> [WHAT NEEDS TO BE DONE]:
Return only the lines from the top of the data down to the one that holds "[...c.text].map((_, i) =>", both included, without any pictures.

───── SUPPLIED DATA

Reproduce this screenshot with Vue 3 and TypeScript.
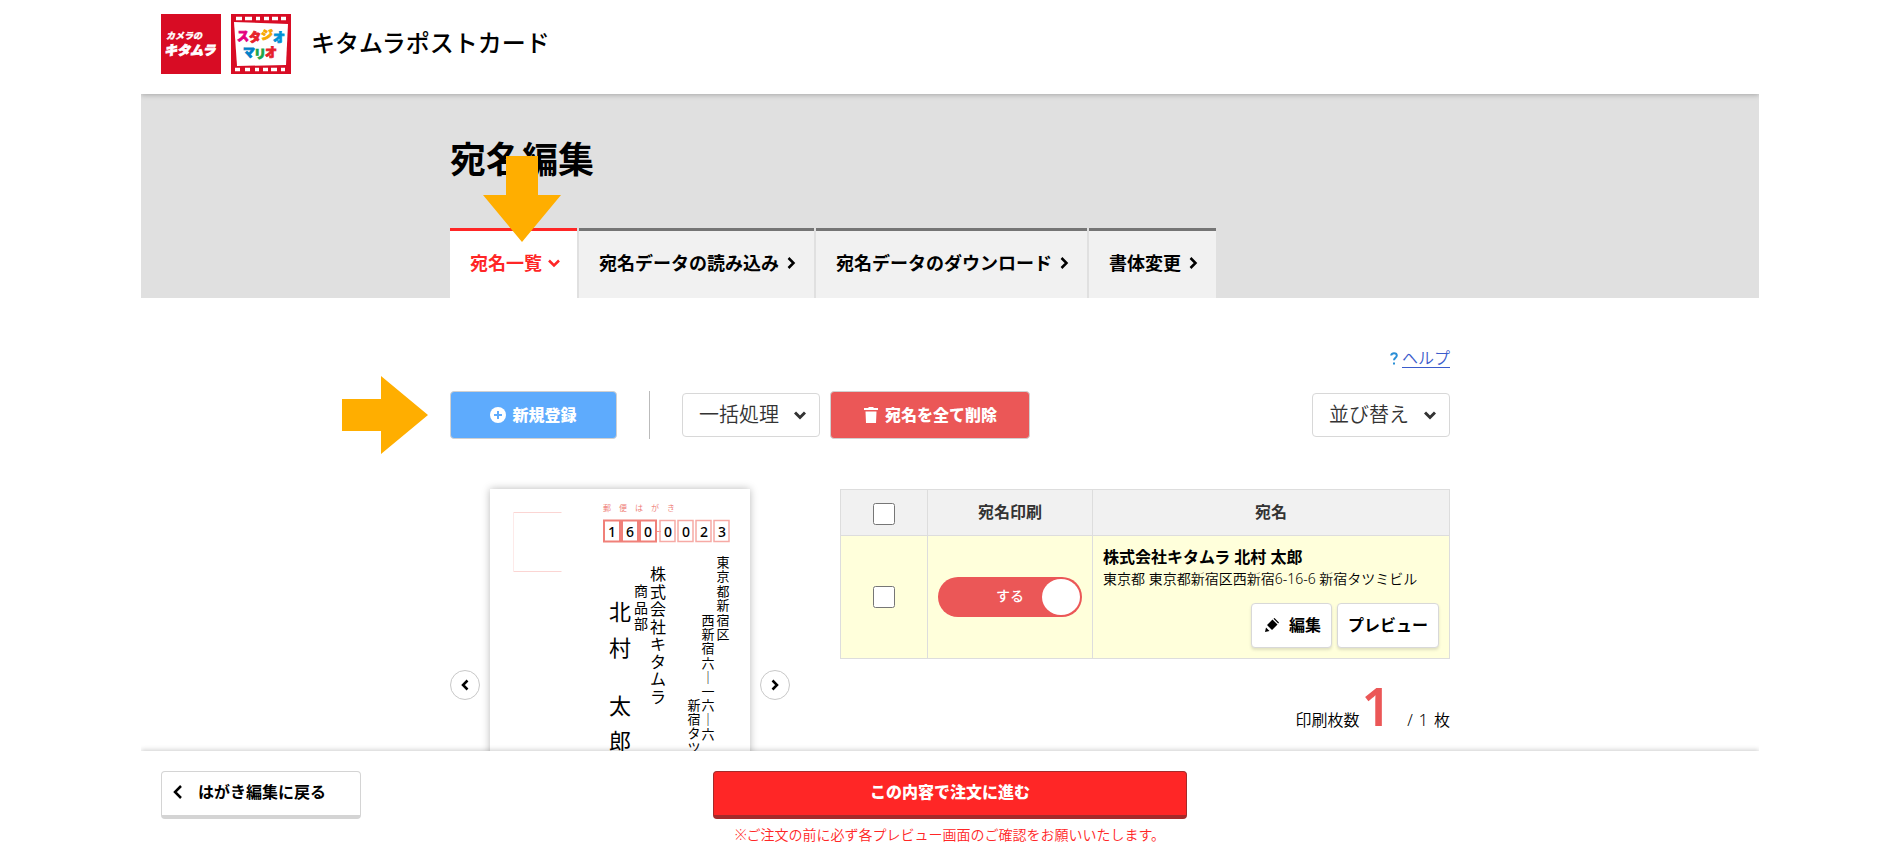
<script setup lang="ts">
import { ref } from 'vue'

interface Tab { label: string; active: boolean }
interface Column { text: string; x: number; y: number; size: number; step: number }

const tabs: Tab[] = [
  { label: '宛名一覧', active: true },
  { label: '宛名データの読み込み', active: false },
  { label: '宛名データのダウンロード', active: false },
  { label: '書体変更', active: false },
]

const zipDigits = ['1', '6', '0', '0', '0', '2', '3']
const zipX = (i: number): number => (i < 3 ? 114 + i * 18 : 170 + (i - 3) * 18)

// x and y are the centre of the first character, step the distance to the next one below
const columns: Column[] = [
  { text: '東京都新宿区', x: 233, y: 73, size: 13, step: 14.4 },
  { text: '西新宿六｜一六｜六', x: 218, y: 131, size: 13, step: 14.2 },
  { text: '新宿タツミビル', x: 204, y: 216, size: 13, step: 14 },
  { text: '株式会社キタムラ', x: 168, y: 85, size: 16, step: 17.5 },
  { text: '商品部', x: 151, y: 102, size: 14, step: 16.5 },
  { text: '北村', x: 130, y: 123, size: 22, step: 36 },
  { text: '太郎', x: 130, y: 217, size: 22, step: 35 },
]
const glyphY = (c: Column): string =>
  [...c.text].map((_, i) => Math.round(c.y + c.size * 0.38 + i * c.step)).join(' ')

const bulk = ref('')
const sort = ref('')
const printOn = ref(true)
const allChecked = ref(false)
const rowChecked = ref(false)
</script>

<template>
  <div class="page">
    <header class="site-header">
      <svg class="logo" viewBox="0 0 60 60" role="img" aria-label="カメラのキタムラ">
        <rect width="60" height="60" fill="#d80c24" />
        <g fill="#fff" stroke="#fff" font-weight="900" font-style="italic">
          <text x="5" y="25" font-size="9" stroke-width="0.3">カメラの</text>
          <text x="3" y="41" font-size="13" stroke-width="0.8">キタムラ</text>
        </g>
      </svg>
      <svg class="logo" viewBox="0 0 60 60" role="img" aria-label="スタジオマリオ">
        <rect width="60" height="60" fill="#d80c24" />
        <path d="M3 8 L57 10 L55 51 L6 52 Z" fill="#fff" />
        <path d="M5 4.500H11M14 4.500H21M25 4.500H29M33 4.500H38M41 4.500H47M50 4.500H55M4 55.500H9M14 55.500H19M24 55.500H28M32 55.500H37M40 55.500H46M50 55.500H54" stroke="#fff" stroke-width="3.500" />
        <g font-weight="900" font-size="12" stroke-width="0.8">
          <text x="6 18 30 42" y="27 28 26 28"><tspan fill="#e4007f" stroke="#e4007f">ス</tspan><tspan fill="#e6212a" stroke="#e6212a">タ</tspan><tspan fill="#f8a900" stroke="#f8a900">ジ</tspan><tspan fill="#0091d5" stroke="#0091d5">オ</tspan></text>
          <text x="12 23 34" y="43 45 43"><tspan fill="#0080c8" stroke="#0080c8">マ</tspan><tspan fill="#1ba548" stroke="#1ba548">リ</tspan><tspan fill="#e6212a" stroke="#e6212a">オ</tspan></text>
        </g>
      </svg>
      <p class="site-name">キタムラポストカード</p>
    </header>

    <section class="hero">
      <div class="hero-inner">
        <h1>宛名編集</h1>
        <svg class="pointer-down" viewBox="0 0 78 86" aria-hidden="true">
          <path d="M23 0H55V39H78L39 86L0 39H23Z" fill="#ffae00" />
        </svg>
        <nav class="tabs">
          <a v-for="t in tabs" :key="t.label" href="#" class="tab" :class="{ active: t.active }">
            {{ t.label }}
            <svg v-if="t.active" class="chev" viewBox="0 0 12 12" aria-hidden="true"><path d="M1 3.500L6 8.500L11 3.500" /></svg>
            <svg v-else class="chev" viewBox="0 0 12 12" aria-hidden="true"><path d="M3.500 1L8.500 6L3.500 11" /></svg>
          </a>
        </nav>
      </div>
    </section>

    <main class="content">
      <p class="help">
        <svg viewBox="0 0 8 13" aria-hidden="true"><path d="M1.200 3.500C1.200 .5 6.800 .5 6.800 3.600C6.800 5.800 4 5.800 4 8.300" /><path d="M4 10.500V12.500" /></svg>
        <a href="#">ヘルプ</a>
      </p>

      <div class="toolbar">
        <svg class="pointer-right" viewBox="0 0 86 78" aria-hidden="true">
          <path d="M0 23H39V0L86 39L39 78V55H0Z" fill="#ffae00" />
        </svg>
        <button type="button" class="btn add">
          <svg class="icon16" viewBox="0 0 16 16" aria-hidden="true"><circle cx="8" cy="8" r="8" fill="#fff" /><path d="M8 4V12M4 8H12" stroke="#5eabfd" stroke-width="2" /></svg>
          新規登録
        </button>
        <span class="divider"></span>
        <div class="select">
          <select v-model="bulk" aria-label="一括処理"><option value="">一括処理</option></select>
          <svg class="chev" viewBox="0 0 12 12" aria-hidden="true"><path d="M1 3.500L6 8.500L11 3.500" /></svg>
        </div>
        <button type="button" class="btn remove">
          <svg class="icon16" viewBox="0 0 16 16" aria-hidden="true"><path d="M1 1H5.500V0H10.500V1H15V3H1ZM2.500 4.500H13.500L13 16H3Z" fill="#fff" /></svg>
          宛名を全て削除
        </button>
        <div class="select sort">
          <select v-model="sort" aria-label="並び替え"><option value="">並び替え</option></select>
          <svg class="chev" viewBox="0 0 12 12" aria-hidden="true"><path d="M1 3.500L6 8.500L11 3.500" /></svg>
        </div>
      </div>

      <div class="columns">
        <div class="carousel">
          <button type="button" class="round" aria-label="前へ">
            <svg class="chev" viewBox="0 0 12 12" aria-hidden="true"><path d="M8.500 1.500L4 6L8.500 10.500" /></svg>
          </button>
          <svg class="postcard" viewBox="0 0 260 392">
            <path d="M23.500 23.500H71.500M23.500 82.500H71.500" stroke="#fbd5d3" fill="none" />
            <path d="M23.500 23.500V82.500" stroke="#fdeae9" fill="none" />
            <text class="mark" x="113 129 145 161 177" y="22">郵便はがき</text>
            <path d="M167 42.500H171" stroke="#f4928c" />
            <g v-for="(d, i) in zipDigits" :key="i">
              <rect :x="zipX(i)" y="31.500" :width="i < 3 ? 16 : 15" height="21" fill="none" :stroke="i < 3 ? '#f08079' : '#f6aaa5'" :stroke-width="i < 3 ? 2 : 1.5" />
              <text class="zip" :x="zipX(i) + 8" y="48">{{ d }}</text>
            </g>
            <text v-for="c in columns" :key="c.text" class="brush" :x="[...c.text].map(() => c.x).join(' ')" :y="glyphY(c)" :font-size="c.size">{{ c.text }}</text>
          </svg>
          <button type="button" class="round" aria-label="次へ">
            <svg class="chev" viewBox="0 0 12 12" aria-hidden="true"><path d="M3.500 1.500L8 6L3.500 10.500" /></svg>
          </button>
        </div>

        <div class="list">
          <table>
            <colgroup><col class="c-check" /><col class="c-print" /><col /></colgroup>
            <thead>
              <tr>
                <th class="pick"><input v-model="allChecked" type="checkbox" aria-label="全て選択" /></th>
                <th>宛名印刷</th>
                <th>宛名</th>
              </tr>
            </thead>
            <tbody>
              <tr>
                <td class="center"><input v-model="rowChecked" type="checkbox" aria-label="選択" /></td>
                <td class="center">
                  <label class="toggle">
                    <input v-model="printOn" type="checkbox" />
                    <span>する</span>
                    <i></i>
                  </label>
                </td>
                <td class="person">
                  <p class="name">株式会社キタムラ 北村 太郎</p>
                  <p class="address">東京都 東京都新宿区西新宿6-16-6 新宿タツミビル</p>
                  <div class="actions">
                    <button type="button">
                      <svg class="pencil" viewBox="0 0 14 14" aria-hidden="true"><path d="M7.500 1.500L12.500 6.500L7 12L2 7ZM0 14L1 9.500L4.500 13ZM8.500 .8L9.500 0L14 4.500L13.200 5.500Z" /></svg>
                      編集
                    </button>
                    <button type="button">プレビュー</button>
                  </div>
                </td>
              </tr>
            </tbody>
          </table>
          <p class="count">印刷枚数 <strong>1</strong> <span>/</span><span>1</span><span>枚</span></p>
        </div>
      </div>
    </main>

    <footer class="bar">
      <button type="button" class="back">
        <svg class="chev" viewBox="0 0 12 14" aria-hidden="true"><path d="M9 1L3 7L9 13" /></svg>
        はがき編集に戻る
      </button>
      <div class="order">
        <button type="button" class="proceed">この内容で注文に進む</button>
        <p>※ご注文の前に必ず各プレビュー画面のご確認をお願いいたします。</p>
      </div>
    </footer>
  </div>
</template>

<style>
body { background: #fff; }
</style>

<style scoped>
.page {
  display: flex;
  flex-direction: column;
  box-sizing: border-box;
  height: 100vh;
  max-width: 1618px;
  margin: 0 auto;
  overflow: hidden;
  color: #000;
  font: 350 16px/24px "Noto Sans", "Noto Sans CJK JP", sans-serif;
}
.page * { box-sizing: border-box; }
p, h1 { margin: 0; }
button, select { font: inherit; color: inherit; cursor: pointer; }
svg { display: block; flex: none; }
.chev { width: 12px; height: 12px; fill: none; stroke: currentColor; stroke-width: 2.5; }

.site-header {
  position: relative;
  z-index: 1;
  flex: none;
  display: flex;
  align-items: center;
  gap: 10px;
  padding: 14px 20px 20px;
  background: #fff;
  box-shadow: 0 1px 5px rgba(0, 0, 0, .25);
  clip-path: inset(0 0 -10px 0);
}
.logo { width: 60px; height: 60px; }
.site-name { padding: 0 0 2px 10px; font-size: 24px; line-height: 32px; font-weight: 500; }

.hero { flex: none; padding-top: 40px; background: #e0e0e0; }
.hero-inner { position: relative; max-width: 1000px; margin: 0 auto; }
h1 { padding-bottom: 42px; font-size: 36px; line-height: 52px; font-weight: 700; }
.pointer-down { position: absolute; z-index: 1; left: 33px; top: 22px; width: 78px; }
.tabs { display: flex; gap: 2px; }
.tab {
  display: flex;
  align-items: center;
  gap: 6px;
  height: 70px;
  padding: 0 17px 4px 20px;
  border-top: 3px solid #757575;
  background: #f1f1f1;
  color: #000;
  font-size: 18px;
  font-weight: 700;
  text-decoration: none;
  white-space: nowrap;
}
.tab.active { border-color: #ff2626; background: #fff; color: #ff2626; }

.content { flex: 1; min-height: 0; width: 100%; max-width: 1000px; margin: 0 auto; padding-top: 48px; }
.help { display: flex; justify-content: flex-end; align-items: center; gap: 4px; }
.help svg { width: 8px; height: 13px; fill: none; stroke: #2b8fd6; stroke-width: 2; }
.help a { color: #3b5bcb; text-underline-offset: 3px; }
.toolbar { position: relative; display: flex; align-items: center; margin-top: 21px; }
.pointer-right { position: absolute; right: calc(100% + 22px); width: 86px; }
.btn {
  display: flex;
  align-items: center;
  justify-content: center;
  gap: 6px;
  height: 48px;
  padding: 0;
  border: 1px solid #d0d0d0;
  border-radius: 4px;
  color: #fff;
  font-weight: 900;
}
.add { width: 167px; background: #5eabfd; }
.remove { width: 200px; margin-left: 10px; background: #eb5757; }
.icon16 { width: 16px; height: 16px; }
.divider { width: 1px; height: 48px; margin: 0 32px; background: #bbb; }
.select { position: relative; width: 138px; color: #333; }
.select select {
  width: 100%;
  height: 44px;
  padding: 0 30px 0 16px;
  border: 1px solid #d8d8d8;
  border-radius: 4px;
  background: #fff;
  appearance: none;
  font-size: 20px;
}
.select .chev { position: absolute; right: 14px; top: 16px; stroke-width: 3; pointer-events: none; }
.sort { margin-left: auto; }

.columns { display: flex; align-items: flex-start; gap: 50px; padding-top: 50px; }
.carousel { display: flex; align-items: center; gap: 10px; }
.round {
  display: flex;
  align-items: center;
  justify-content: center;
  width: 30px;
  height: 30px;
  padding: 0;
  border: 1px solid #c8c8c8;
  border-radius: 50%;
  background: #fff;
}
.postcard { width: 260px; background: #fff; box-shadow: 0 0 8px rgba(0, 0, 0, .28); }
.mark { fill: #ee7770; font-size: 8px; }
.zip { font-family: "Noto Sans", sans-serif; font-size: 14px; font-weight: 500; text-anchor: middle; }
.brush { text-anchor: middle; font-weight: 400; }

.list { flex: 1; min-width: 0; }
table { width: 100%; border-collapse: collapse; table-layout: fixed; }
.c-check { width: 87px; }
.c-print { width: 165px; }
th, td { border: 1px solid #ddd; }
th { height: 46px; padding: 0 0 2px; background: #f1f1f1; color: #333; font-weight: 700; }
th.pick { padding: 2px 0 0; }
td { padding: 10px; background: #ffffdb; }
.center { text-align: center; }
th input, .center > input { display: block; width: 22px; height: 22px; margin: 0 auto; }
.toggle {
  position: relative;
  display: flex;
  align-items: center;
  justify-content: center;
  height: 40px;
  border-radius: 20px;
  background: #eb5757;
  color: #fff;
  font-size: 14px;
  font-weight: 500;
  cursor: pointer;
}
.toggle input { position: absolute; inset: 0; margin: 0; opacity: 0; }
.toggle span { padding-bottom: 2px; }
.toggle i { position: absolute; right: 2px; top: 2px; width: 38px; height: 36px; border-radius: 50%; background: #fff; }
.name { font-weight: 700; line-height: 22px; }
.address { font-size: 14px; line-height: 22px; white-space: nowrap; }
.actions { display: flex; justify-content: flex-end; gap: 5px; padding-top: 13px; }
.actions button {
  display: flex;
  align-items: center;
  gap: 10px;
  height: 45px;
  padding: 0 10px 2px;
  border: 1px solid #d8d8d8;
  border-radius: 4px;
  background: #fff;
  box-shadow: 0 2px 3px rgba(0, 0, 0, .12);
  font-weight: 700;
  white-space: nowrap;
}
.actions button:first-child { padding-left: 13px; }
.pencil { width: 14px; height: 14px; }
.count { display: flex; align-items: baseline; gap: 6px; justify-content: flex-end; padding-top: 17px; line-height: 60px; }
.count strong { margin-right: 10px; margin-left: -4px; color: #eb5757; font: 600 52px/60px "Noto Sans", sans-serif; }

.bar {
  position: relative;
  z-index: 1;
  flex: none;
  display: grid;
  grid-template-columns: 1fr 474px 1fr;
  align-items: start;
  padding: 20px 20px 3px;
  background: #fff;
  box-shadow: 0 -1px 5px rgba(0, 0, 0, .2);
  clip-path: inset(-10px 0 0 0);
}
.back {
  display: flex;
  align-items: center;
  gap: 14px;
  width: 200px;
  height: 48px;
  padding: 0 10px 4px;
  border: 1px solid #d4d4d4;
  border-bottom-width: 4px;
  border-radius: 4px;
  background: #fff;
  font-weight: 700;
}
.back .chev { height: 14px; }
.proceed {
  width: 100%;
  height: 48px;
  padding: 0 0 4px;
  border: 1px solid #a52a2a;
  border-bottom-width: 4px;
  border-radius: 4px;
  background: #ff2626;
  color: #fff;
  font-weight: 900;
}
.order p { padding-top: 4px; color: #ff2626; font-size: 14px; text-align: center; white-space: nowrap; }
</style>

──────────

> [EXPECTED OUTPUT]:
Reproduce this screenshot with Vue 3 and TypeScript.
<script setup lang="ts">
import { ref } from 'vue'

interface Tab { label: string; active: boolean }
interface Column { text: string; x: number; y: number; size: number; step: number }

const tabs: Tab[] = [
  { label: '宛名一覧', active: true },
  { label: '宛名データの読み込み', active: false },
  { label: '宛名データのダウンロード', active: false },
  { label: '書体変更', active: false },
]

const zipDigits = ['1', '6', '0', '0', '0', '2', '3']
const zipX = (i: number): number => (i < 3 ? 114 + i * 18 : 170 + (i - 3) * 18)

// x and y are the centre of the first character, step the distance to the next one below
const columns: Column[] = [
  { text: '東京都新宿区', x: 233, y: 73, size: 13, step: 14.4 },
  { text: '西新宿六｜一六｜六', x: 218, y: 131, size: 13, step: 14.2 },
  { text: '新宿タツミビル', x: 204, y: 216, size: 13, step: 14 },
  { text: '株式会社キタムラ', x: 168, y: 85, size: 16, step: 17.5 },
  { text: '商品部', x: 151, y: 102, size: 14, step: 16.5 },
  { text: '北村', x: 130, y: 123, size: 22, step: 36 },
  { text: '太郎', x: 130, y: 217, size: 22, step: 35 },
]
const glyphY = (c: Column): string =>
  [...c.text].map((_, i) => Math.round(c.y + c.size * 0.38 + i * c.step)).join(' ')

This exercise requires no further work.